Society's idea of what constitutes a "bad girl" has changed radically, as Karen L. Zipf's study of North Carolina's Samarcand Manor demonstrates. During the period covered in her study, roughly from World War I through the 1940s, truancy, fighting, drinking, or merely running away could have landed a North Carolina white girl in the state juvenile reformatory. However, the primary offense of "inmates" was any variety of sexual delinquency, chiefly premarital sex, whether or not for money, including even victims of incest. A desire to reform any hint of sexual deviance among white girls underlay Samarcand's creation in 1917. So intent on its mission of maintaining proper white womanhood, the state abandoned due process and civil liberties. Girls arrested and charged (but not tried and convicted) in juvenile court could be committed by a majority vote of a five-person board of managers, to serve up to three years, with discharge granted not by a court but by that board. Disciplinary measures at the reformatory were so harsh that it is hard not to conclude that being sentenced to Samarcand constituted being sentenced to child abuse. At last, in 1931, the girls' misery led to arson as over a dozen residents set fires that destroyed two dormitories at the institution. [End Page 729]

Zipf skillfully traces views of sexuality and purity, the workings of the juvenile justice system, and conflicting ideas held by clubwomen, social workers, and government officials about the possibilities of reforming "bad girls." After recounting the arson trial and the disastrous strategy of the girls' defense attorney—who shifted her focus from the state's failure to serve its Samarcand inmates wisely or well to a defense that characterized the girls as "clinically feebleminded"—Zipf addresses shocking policy changes underpinned by the "science" of eugenics, which eventually led to the sterilization of 293 Samarcand girls over a period of two decades (p. 2).

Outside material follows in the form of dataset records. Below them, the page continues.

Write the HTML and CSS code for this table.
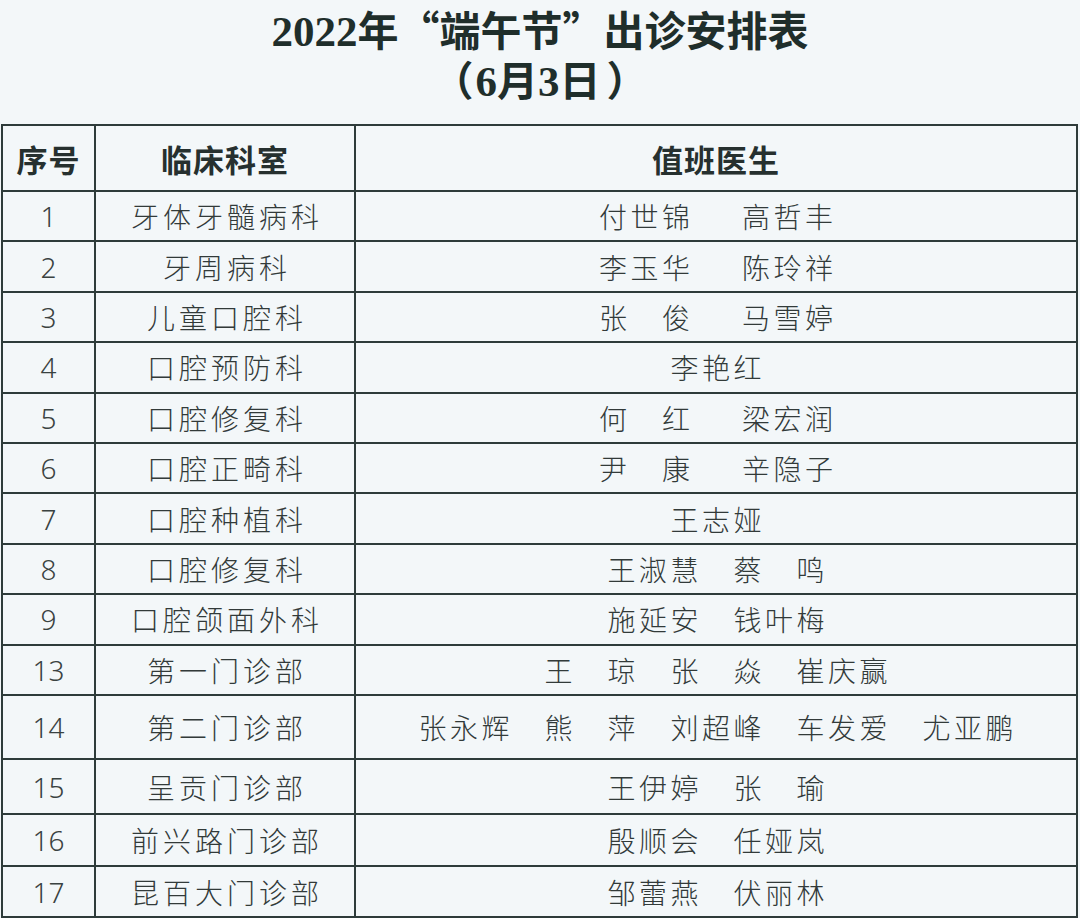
FILE: index.html
```html
<!DOCTYPE html>
<html lang="zh-CN">
<head>
<meta charset="utf-8">
<title>2022年“端午节”出诊安排表</title>
<link rel="stylesheet" href="styles.css">
</head>
<body>
<div class="page">
  <h1 class="title">
    <span class="line"><span class="num">2022</span>年<span class="ql">“</span>端午节<span class="qr">”</span>出诊安排表</span>
    <span class="line"><span class="pl">（</span><span class="num">6</span>月<span class="num">3</span>日<span class="pr">）</span></span>
  </h1>
  <table class="schedule">
    <colgroup>
      <col class="c-no">
      <col class="c-dept">
      <col class="c-doc">
    </colgroup>
    <thead>
      <tr class="head">
        <th class="h-no">序号</th>
        <th class="h-dept">临床科室</th>
        <th class="h-doc">值班医生</th>
      </tr>
    </thead>
    <tbody>
      <tr class="r"><td class="no">1</td><td class="dept">牙体牙髓病科</td><td><div class="docs wide"><span>付世锦</span><span>高哲丰</span></div></td></tr>
      <tr class="r"><td class="no">2</td><td class="dept">牙周病科</td><td><div class="docs wide"><span>李玉华</span><span>陈玲祥</span></div></td></tr>
      <tr class="r"><td class="no">3</td><td class="dept">儿童口腔科</td><td><div class="docs wide"><span>张　俊</span><span>马雪婷</span></div></td></tr>
      <tr class="r"><td class="no">4</td><td class="dept">口腔预防科</td><td><div class="docs"><span>李艳红</span></div></td></tr>
      <tr class="r"><td class="no">5</td><td class="dept">口腔修复科</td><td><div class="docs wide"><span>何　红</span><span>梁宏润</span></div></td></tr>
      <tr class="r"><td class="no">6</td><td class="dept">口腔正畸科</td><td><div class="docs wide"><span>尹　康</span><span>辛隐子</span></div></td></tr>
      <tr class="r"><td class="no">7</td><td class="dept">口腔种植科</td><td><div class="docs"><span>王志娅</span></div></td></tr>
      <tr class="r"><td class="no">8</td><td class="dept">口腔修复科</td><td><div class="docs"><span>王淑慧</span><span>蔡　鸣</span></div></td></tr>
      <tr class="r"><td class="no">9</td><td class="dept">口腔颌面外科</td><td><div class="docs"><span>施延安</span><span>钱叶梅</span></div></td></tr>
      <tr class="r"><td class="no">13</td><td class="dept">第一门诊部</td><td><div class="docs"><span>王　琼</span><span>张　焱</span><span>崔庆赢</span></div></td></tr>
      <tr class="r tall"><td class="no">14</td><td class="dept">第二门诊部</td><td><div class="docs"><span>张永辉</span><span>熊　萍</span><span>刘超峰</span><span>车发爱</span><span>尤亚鹏</span></div></td></tr>
      <tr class="r mid"><td class="no">15</td><td class="dept">呈贡门诊部</td><td><div class="docs"><span>王伊婷</span><span>张　瑜</span></div></td></tr>
      <tr class="r last"><td class="no">16</td><td class="dept">前兴路门诊部</td><td><div class="docs"><span>殷顺会</span><span>任娅岚</span></div></td></tr>
      <tr class="r last"><td class="no">17</td><td class="dept">昆百大门诊部</td><td><div class="docs"><span>邹蕾燕</span><span>伏丽林</span></div></td></tr>
    </tbody>
  </table>
</div>
</body>
</html>
```

FILE: styles.css
```css
html, body {
  margin: 0;
  padding: 0;
  background: #f3f7f9;
}

.page {
  width: 1080px;
  background: #f3f7f9;
  font-family: "Noto Sans CJK SC", "Noto Sans", sans-serif;
  color: #333b3a;
}

.title {
  margin: 0;
  padding-top: 3px;
  display: flex;
  flex-direction: column;
  align-items: center;
  font-size: 41px;
  font-weight: 700;
  color: #1f2e2b;
  line-height: 50px;
}

.title .line {
  display: block;
  height: 50px;
  white-space: nowrap;
}

.title .num {
  font-family: "Liberation Serif", serif;
  font-weight: 700;
  font-size: 43px;
  line-height: 1;
}

.title .ql,
.title .qr,
.title .pl,
.title .pr {
  display: inline-block;
  width: 1em;
  line-height: 1;
}

.title .ql { text-align: right; }
.title .qr { text-align: left; }
.title .pl { text-align: left; width: 1.05em; }
.title .pr { text-align: right; width: 1.15em; }

.schedule {
  margin-top: 21px;
  margin-left: 1px;
  width: 1077px;
  border-collapse: collapse;
  table-layout: fixed;
}

.c-no { width: 93px; }
.c-dept { width: 260px; }
.c-doc { width: auto; }

.schedule th,
.schedule td {
  border: 2.5px solid #2e3b3a;
  padding: 0;
  text-align: center;
  vertical-align: middle;
}

.head { height: 66px; }

.schedule th {
  font-size: 31px;
  font-weight: 700;
  color: #26302f;
  letter-spacing: 1px;
}

.r { height: 50.4px; }
.r.tall { height: 64px; }
.r.mid { height: 55.5px; }
.r.last { height: 51.5px; }

.no {
  font-family: "Noto Sans", "Noto Sans CJK SC", sans-serif;
  font-weight: 300;
  font-size: 28px;
  color: #3a4241;
}

.dept {
  font-size: 28px;
  font-weight: 300;
  letter-spacing: 4px;
  padding-left: 4px !important;
  color: #323a39;
}

.docs {
  display: flex;
  justify-content: center;
  gap: 31.5px;
  font-size: 28px;
  font-weight: 300;
  letter-spacing: 3.5px;
  padding-left: 3.5px;
  color: #323a39;
  white-space: nowrap;
}

.docs.wide { gap: 48.5px; }
```
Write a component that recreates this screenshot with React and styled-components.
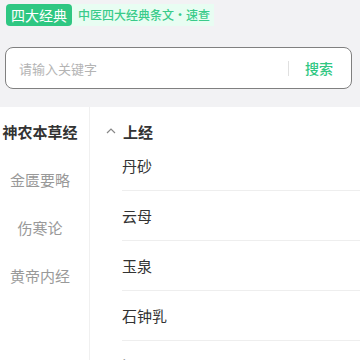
import React, { useState } from 'react';
import styled, { createGlobalStyle } from 'styled-components';

const books = ['神农本草经', '金匮要略', '伤寒论', '黄帝内经'];
const herbs = ['丹砂', '云母', '玉泉', '石钟乳', '涅石'];

export default function App() {
  const [active, setActive] = useState(0);
  return (
    <Page>
      <GlobalStyle />
      <Header>
        <Badge>四大经典</Badge>
        <Tagline>中医四大经典条文·速查</Tagline>
      </Header>
      <SearchBox>
        <SearchInput placeholder="请输入关键字" />
        <Divider />
        <SearchButton>搜索</SearchButton>
      </SearchBox>
      <Content>
        <Sidebar>
          {books.map((b, i) => (
            <NavItem key={b} active={i === active} onClick={() => setActive(i)}>
              {b}
            </NavItem>
          ))}
        </Sidebar>
        <Main>
          <SectionTitle>
            <svg width="10" height="6" viewBox="0 0 10 6">
              <polyline
                points="1,5 5,1 9,5"
                fill="none"
                stroke="#888"
                strokeWidth="1.2"
              />
            </svg>
            上经
          </SectionTitle>
          {herbs.map(h => (
            <Row key={h}>{h}</Row>
          ))}
        </Main>
      </Content>
    </Page>
  );
}

const GlobalStyle = createGlobalStyle`
  html, body {
    margin: 0;
    padding: 0;
    background: #f2f2f4;
    font-family: "Noto Sans CJK SC", "Noto Sans", sans-serif;
  }
  body {
    overflow: hidden;
  }
`;

const Page = styled.div`
  width: 360px;
  height: 360px;
  display: flex;
  flex-direction: column;
  overflow: hidden;
`;

const Header = styled.div`
  flex-shrink: 0;
  display: flex;
  align-items: center;
  padding: 4px 0 0 6px;
  height: 22px;
`;

const Badge = styled.div`
  background: #2fc782;
  color: #fff;
  font-size: 14px;
  height: 22px;
  line-height: 22px;
  padding: 0 5px;
  border-radius: 4px;
`;

const Tagline = styled.div`
  background: #e8fdf2;
  color: #3acb8a;
  font-size: 12px;
  font-weight: 500;
  height: 22px;
  line-height: 22px;
  padding: 0 4px 0 6px;
`;

const SearchBox = styled.div`
  flex-shrink: 0;
  margin: 21px 8px 0 5px;
  height: 40px;
  display: flex;
  align-items: center;
  background: #fff;
  border: 1px solid #808080;
  border-radius: 8px;
`;

const SearchInput = styled.input`
  flex: 1;
  min-width: 0;
  border: none;
  outline: none;
  background: transparent;
  font-family: inherit;
  font-size: 13px;
  padding: 0 0 0 13px;
  color: #333;
  &::placeholder {
    color: #b4b4b4;
  }
`;

const Divider = styled.div`
  width: 1px;
  height: 15px;
  background: #e0e0e0;
`;

const SearchButton = styled.div`
  color: #2fc782;
  font-size: 14px;
  font-weight: 500;
  padding: 0 18px 0 16px;
`;

const Content = styled.div`
  margin-top: 18px;
  flex: 1;
  min-height: 0;
  display: flex;
  background: #fff;
`;

const Sidebar = styled.div`
  width: 90px;
  box-sizing: border-box;
  padding-right: 9px;
  border-right: 1px solid #f0f0f0;
`;

const NavItem = styled.div`
  height: 48px;
  display: flex;
  align-items: center;
  justify-content: center;
  font-size: 15px;
  font-weight: ${({ active }) => (active ? 700 : 400)};
  color: ${({ active }) => (active ? '#333' : '#999')};
`;

const Main = styled.div`
  flex: 1;
  padding-left: 16px;
`;

const SectionTitle = styled.div`
  display: flex;
  align-items: center;
  gap: 7px;
  padding-top: 14px;
  height: 20px;
  font-size: 15px;
  font-weight: 700;
  color: #333;
`;

const Row = styled.div`
  margin-left: 16px;
  height: 50px;
  box-sizing: border-box;
  display: flex;
  align-items: center;
  font-size: 15px;
  color: #333;
  border-bottom: 1px solid #eeeeee;
`;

Zipf has made impressive use of state records as well as manuscript sources and newspapers to construct a fascinating narrative. However, her assertion that racial motives underlay policy decisions seems an unwarranted reliance on the trope of whiteness. Samarcand girls were disadvantaged in many ways, hailing from neglectful or dysfunctional families, often turning early to sex in search of love, often abused, and often infected with venereal diseases. They were far from "pure"; in the parlance of the times, they were "fallen" (p. 7). Zipf posits that the horror of "interracial sexual liaisons" motivated the state to intervene in their lives "to save the white stock" (p. 73). Was sex across the color line a problem? In 191 pages of text, replete with case history details, Zipf provides but one instance of interracial sex, noting that a white North Carolina girl "bore four illegitimate children, 'one of which … was a mulatto'" (p. 82). She alleges that Kate Burr Johnson, the state commissioner of public welfare, aimed to have Samarcand "preserve the natural superiority and purity of the white race," but Zipf provides no evidence (such as quotations from Johnson's papers, for example) to support the assertion that concerns about race motivated Johnson (pp. 85–86). Were considerations of whiteness actually at the heart of Samarcand's mission? Did the state really see these delinquents as not white and thus "treated this class as another race" (p. 161; emphasis added)? Peter Kolchin sagely cautions our profession against "overreliance on whiteness in explaining the American past," rightly noting that "Americans have had many ways of looking down on people without questioning their whiteness" ("Whiteness Studies: The New History of Race in America," Journal of American History, 89 [June 2002], 157, 165). One doubts that even the "bad girls at Samarcand" lost their white privilege completely in pre—World War II North Carolina.